A note about the title: We begin the book with Hyun's father's death, at his death bed. We get our first spoon imagery on page 5. Hyun writes about his father that "...he had laid down his spoon once and for all..."

Further on in the tale, we hear about Yi Tokku (이덕구, 李德九), the man who became the default leader of the freedom-minded Jeju citizens when they began to protest the militaristic actions of the new South Korean government, not to mention those of the U.S. military. Author Hyun describes Yi's death as follows: "...He had his arms stretched out and his head drooped to the side. From one side of his mouth and one of his ears, dripping blood had coagulated. His face looked peaceful as if he were sleeping. The executioner had stuck a spoon in the jacket pocket to mock the dead man, but no one laughed…" It seems there will always be at least one spoon on this earth.
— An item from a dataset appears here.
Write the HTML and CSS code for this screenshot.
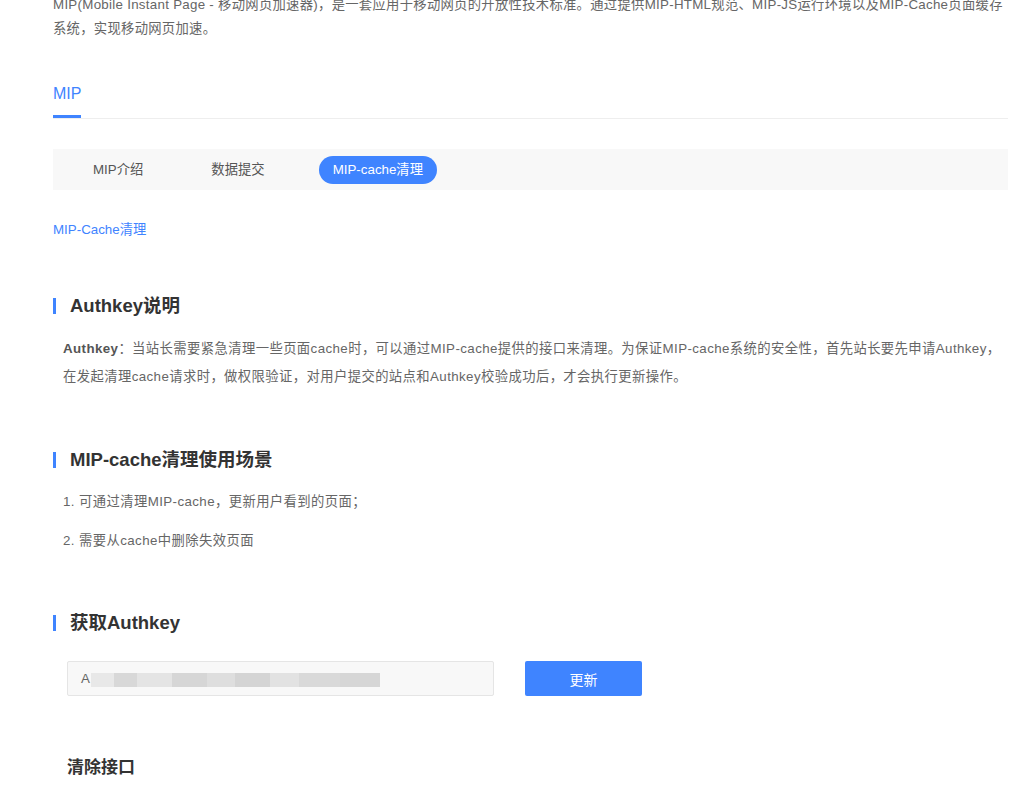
FILE: index.html
```html
<!DOCTYPE html>
<html lang="zh-CN">
<head>
<meta charset="utf-8">
<title>MIP-cache清理</title>
<link rel="stylesheet" href="styles.css">
</head>
<body>
<div class="page">
  <p class="intro">MIP(Mobile Instant Page - 移动网页加速器)，是一套应用于移动网页的开放性技术标准。通过提供MIP-HTML规范、MIP-JS运行环境以及MIP-Cache页面缓存系统，实现移动网页加速。</p>

  <div class="tabs">
    <span class="tab active">MIP</span>
  </div>

  <div class="subnav">
    <span class="subitem">MIP介绍</span>
    <span class="subitem">数据提交</span>
    <span class="subitem current">MIP-cache清理</span>
  </div>

  <div class="crumb">MIP-Cache清理</div>

  <h2 class="heading first">Authkey说明</h2>
  <p class="desc"><b>Authkey</b>：当站长需要紧急清理一些页面cache时，可以通过MIP-cache提供的接口来清理。为保证MIP-cache系统的安全性，首先站长要先申请Authkey，在发起清理cache请求时，做权限验证，对用户提交的站点和Authkey校验成功后，才会执行更新操作。</p>

  <h2 class="heading">MIP-cache清理使用场景</h2>
  <ol class="list">
    <li>1. 可通过清理MIP-cache，更新用户看到的页面；</li>
    <li>2. 需要从cache中删除失效页面</li>
  </ol>

  <h2 class="heading third">获取Authkey</h2>
  <div class="keyrow">
    <div class="keybox"><span class="keychar">A</span><span class="blur"></span></div>
    <button class="btn">更新</button>
  </div>

  <h3 class="subhead">清除接口</h3>
</div>
</body>
</html>
```
FILE: styles.css
```css
html, body {
  margin: 0;
  padding: 0;
  background: #fff;
}
body {
  font-family: "Liberation Sans", "Noto Sans CJK SC", sans-serif;
  color: #666;
  font-size: 13.33px;
}
.page {
  width: 955px;
  padding-left: 53px;
  margin-top: -7px;
}
.intro {
  margin: 0;
  line-height: 24px;
  color: #666;
  letter-spacing: 0.28px;
}
.tabs {
  margin-top: 42px;
  border-bottom: 1px solid #eeeeee;
  display: flex;
}
.tab {
  font-size: 16px;
  line-height: 22px;
  padding-bottom: 10px;
  color: #3f84ff;
  border-bottom: 3px solid #3f84ff;
}
.subnav {
  margin-top: 30px;
  height: 41px;
  background: #f8f8f8;
  display: flex;
  align-items: center;
  gap: 40px;
  padding-left: 26px;
}
.subitem {
  padding: 0 14px;
  height: 28px;
  line-height: 28px;
  color: #555;
  border-radius: 14px;
}
.subitem.current {
  background: #3f84ff;
  color: #fff;
}
.crumb {
  margin-top: 30px;
  line-height: 20px;
  color: #3f84ff;
}
.heading {
  margin: 57px 0 0 0;
  font-size: 18.5px;
  line-height: 24px;
  font-weight: bold;
  color: #333;
  display: flex;
  align-items: center;
  gap: 14px;
}
.heading::before {
  content: "";
  width: 3px;
  height: 16px;
  background: #3f84ff;
}
.heading.first {
  margin-top: 54px;
}
.heading.third {
  margin-top: 60px;
}
.desc {
  margin: 17px 0 0 0;
  padding-left: 10px;
  line-height: 28px;
  color: #666;
  letter-spacing: 0.4px;
}
.desc b {
  color: #555;
}
.list {
  margin: 20px 0 0 0;
  padding: 0 0 0 10px;
  list-style: none;
  letter-spacing: 0.4px;
}
.list li {
  line-height: 20px;
  margin-bottom: 19px;
}
.list li:last-child {
  margin-bottom: 0;
}
.keyrow {
  margin-top: 26px;
  padding-left: 14px;
  display: flex;
  gap: 31px;
}
.keybox {
  width: 425px;
  height: 33px;
  background: #f8f8f8;
  border: 1px solid #e5e5e5;
  border-radius: 2px;
  display: flex;
  align-items: center;
}
.keychar {
  margin-left: 13px;
  color: #666;
}
.blur {
  display: inline-block;
  width: 289px;
  height: 14px;
  margin-left: 1px;
  margin-top: 2px;
  background: linear-gradient(90deg, #e8e8e8 0 8%, #d8d8d8 8% 16%, #e4e4e4 16% 28%, #d6d6d6 28% 40%, #dedede 40% 50%, #d4d4d4 50% 62%, #e2e2e2 62% 72%, #d9d9d9 72% 86%, #d6d6d6 86% 100%);
}
.btn {
  width: 117px;
  height: 35px;
  border: none;
  border-radius: 2px;
  background: #3f84ff;
  color: #fff;
  font-family: inherit;
  font-size: 14px;
  padding: 0;
}
.subhead {
  margin: 61px 0 0 14px;
  font-size: 17px;
  line-height: 22px;
  font-weight: bold;
  color: #333;
}
```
Please also note that during this time, Jeju Island was officially under the jurisdiction of the U.S. Army Military Government in Korea, and it was they who were ultimately responsible for law and order on the island throughout the period.

However, Hyun's tale moves on beyond the atrocity. He continues to dwell on the things important to a child and teenager: swimming, catching small animals and playing. We travel through his youth with him as our guide.

The English version of "One Spoon on This Earth" was translated in 2013 by Jennifer M. Lee and, as was mentioned, was put out by the Dalkey Archive with support from the LTI Korea. The English writing is simplistic, with awkward idioms from 1950s English that sound odd with a "Korea" image in your mid. There are an unacceptable number of obvious typos: two or three per every 10 pages, throughout the book.

Nonetheless, Hyun collects here a touching series of scenes, vignettes and memories of a bucolic youth. We cannot travel back in time, but we can read well-written memoirs.